Still, King’s diaries (which he never intended to be made public) reveal a sincere and growing admiration for Churchill. And the British Prime Minister, for his part, also opened up about his respect for Canada’s — and King’s — role as a mediator between Britain and the United States. “Canada,” Churchill proclaimed in a London speech, “is the linchpin of the English-speaking world.” It’s amazing how Churchill’s insight about Canada remains true even today, and how critical the wartime relations were in defining the role Canada still plays.

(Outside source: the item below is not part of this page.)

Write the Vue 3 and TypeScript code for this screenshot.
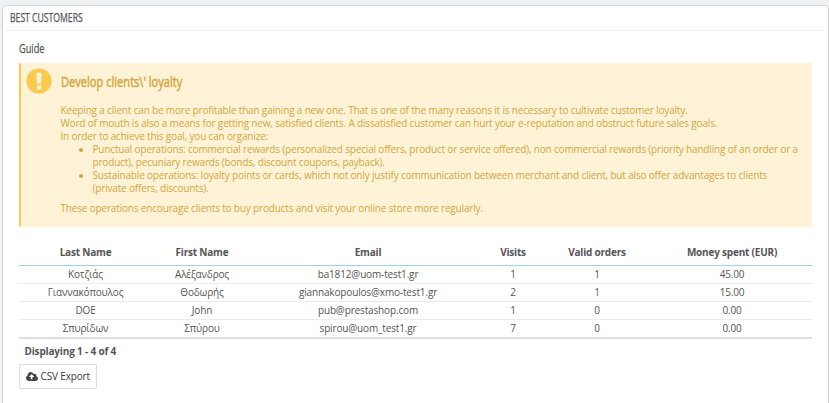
<script setup lang="ts">
interface Customer {
  last: string
  first: string
  email: string
  visits: number
  orders: number
  spent: string
}

const columns: string[] = ['Last Name', 'First Name', 'Email', 'Visits', 'Valid orders', 'Money spent (EUR)']

const customers: Customer[] = [
  { last: 'Κοτζιάς', first: 'Αλέξανδρος', email: 'ba1812@uom-test1.gr', visits: 1, orders: 1, spent: '45.00' },
  { last: 'Γιαννακόπουλος', first: 'Θοδωρής', email: 'giannakopoulos@xmo-test1.gr', visits: 2, orders: 1, spent: '15.00' },
  { last: 'DOE', first: 'John', email: 'pub@prestashop.com', visits: 1, orders: 0, spent: '0.00' },
  { last: 'Σπυρίδων', first: 'Σπύρου', email: 'spirou@uom_test1.gr', visits: 7, orders: 0, spent: '0.00' },
]
</script>

<template>
  <main class="page">
    <section class="panel">
      <h3 class="panel-title"><span>BEST CUSTOMERS</span></h3>
      <div class="content">
        <h4 class="guide"><span>Guide</span></h4>
        <div class="alert">
          <svg class="alert-icon" viewBox="0 0 26 26" aria-hidden="true">
            <circle cx="13" cy="13" r="12.6" fill="#fcc94f" />
            <path d="M10.4 4.8h5.2l-.5 11h-4.2zM10.8 17.4h4.4v4h-4.4z" fill="#fff3d7" />
          </svg>
          <div class="alert-body">
            <h4 class="alert-title"><span>Develop clients\' loyalty</span></h4>
            <p>
              Keeping a client can be more profitable than gaining a new one. That is one of the many reasons it is necessary to cultivate customer loyalty.<br />
              Word of mouth is also a means for getting new, satisfied clients. A dissatisfied customer can hurt your e-reputation and obstruct future sales goals.<br />
              In order to achieve this goal, you can organize:
            </p>
            <ul>
              <li>Punctual operations: commercial rewards (personalized special offers, product or service offered), non commercial rewards (priority handling of an order or a<br />product), pecuniary rewards (bonds, discount coupons, payback).</li>
              <li>Sustainable operations: loyalty points or cards, which not only justify communication between merchant and client, but also offer advantages to clients<br />(private offers, discounts).</li>
            </ul>
            <p>These operations encourage clients to buy products and visit your online store more regularly.</p>
          </div>
        </div>
        <table>
          <colgroup>
            <col class="c-last" /><col class="c-first" /><col class="c-email" /><col class="c-visits" /><col class="c-orders" /><col />
          </colgroup>
          <thead>
            <tr><th v-for="c in columns" :key="c">{{ c }}</th></tr>
          </thead>
          <tbody>
            <tr v-for="c in customers" :key="c.email">
              <td>{{ c.last }}</td>
              <td>{{ c.first }}</td>
              <td>{{ c.email }}</td>
              <td>{{ c.visits }}</td>
              <td>{{ c.orders }}</td>
              <td>{{ c.spent }}</td>
            </tr>
          </tbody>
        </table>
        <div class="count">Displaying 1 - 4 of 4</div>
        <button class="export" type="button">
          <svg viewBox="0 0 1920 1408" aria-hidden="true">
            <path fill="#444" fill-rule="evenodd" d="M1280 736q0-14-9-23L919 361q-9-9-23-9t-23 9L522 712q-10 12-10 24 0 14 9 23t23 9h224v352q0 13 9.500 22.500T800 1152h192q13 0 22.500-9.500t9.500-22.500V768h224q13 0 22.500-9.500T1280 736zM1920 1024q0 159-112.500 271.500T1536 1408H448q-185 0-316.500-131.500T0 960q0-130 70-240t188-165q-2-30-2-43 0-212 150-362T768 0q156 0 285.500 87T1242 318q71-62 166-62 106 0 181 75t75 181q0 76-41 138 130 31 213.500 135.500T1920 1024z" />
          </svg>
          <span>CSV Export</span>
        </button>
      </div>
    </section>
  </main>
</template>

<style>
body {
  margin: 0;
  overflow: hidden;
  background: #eff1f2;
}
</style>

<style scoped>
.page {
  box-sizing: border-box;
  height: 403px;
  padding: 5px 0 0 2px;
  overflow: hidden;
  font: 10px/13px "Open Sans", sans-serif;
  color: #555;
}
.panel {
  box-sizing: border-box;
  width: 827px;
  height: 420px;
  padding: 0 3px;
  background: #fff;
  border: 1px solid #d3d8db;
  border-radius: 4px;
}
.panel-title,
.guide,
.alert-title {
  margin: 0;
  font-weight: 400;
  white-space: nowrap;
  letter-spacing: 0;
}
.panel-title span,
.guide span,
.alert-title span {
  display: inline-block;
  transform-origin: left center;
}
.panel-title {
  box-sizing: border-box;
  height: 25px;
  padding-left: 4px;
  border-bottom: 1px solid #eee;
  font-size: 12px;
  line-height: 24px;
}
.panel-title span {
  transform: scaleX(0.72);
  -webkit-text-stroke: 0.25px;
}
.content {
  padding: 0 13px;
}
.guide {
  height: 32px;
  font-size: 13px;
  line-height: 35px;
}
.guide span {
  transform: scaleX(0.71);
  -webkit-text-stroke: 0.25px;
}
.alert {
  box-sizing: border-box;
  display: flex;
  width: 793px;
  height: 164px;
  padding: 5px 0 0 5px;
  background: #fff3d7;
  border-left: 2px solid #fcc94f;
  border-radius: 2px;
  color: #d2a63c;
  letter-spacing: -0.172px;
}
.alert-icon {
  flex: none;
  width: 26px;
  height: 26px;
}
.alert-body {
  padding-left: 8.500px;
  white-space: nowrap;
}
.alert-title {
  height: 36px;
  font-size: 14.5px;
  line-height: 28px;
}
.alert-title span {
  transform: scaleX(0.765);
  -webkit-text-stroke: 0.45px;
}
.alert p {
  margin: 0;
}
.alert ul {
  margin: 0 0 7px;
  padding-left: 32px;
}
table {
  width: 793px;
  margin-top: 13px;
  table-layout: fixed;
  border-collapse: separate;
  border-spacing: 0;
  border-bottom: 1px solid #ddd;
  text-align: center;
  letter-spacing: -0.15px;
}
.c-last { width: 133px; }
.c-first { width: 100px; }
.c-email { width: 232px; }
.c-visits { width: 58px; }
.c-orders { width: 110px; }
th {
  box-sizing: border-box;
  height: 26px;
  padding: 0;
  border-bottom: 1px solid #a0d0eb;
  font-weight: 700;
  letter-spacing: -0.2px;
}
td {
  box-sizing: border-box;
  height: 18px;
  padding: 0;
  border-bottom: 1px solid #eaedef;
}
tbody tr:last-child td {
  border-bottom-color: #ddd;
}
.count {
  margin: 6px 0 6px 5.500px;
  font-weight: 700;
  letter-spacing: -0.17px;
}
.export {
  box-sizing: border-box;
  display: flex;
  align-items: center;
  gap: 2.5px;
  width: 78px;
  height: 25px;
  padding: 0 0 0 6px;
  background: #fff;
  border: 1px solid #ddd;
  border-radius: 2px;
  color: #363a41;
  font: 10px/13px "Open Sans", sans-serif;
  letter-spacing: -0.15px;
  white-space: nowrap;
}
.export svg {
  width: 12px;
  height: 9px;
}
</style>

Thinking about all this makes me wonder what future historians will make of Canada’s involvement in Afghanistan, another war stirring up controversy about Canada’s independence. One persistent theme throughout the conflict has been the delicate and secretive relationship between the Prime Minister and the White House. Are old anxieties about Canada’s position next to other world leaders playing out differently this time?

Since Stephen Harper’s personal diaries are probably not going to surface in print anytime soon, we are especially fortunate to have expert accounts from journalists like Macleans’ Michael Petrou, whose book Is This Your First War? is also coming out shortly. But while eyewitnesses like Petrou write “the first draft of history,” it often takes years for the public to hear even a part of what happened behind the scenes. The fact that we are still learning what happened between King and Churchill in the pivotal moments of WWII makes me wonder how much of Canada’s recent history has yet to come to light.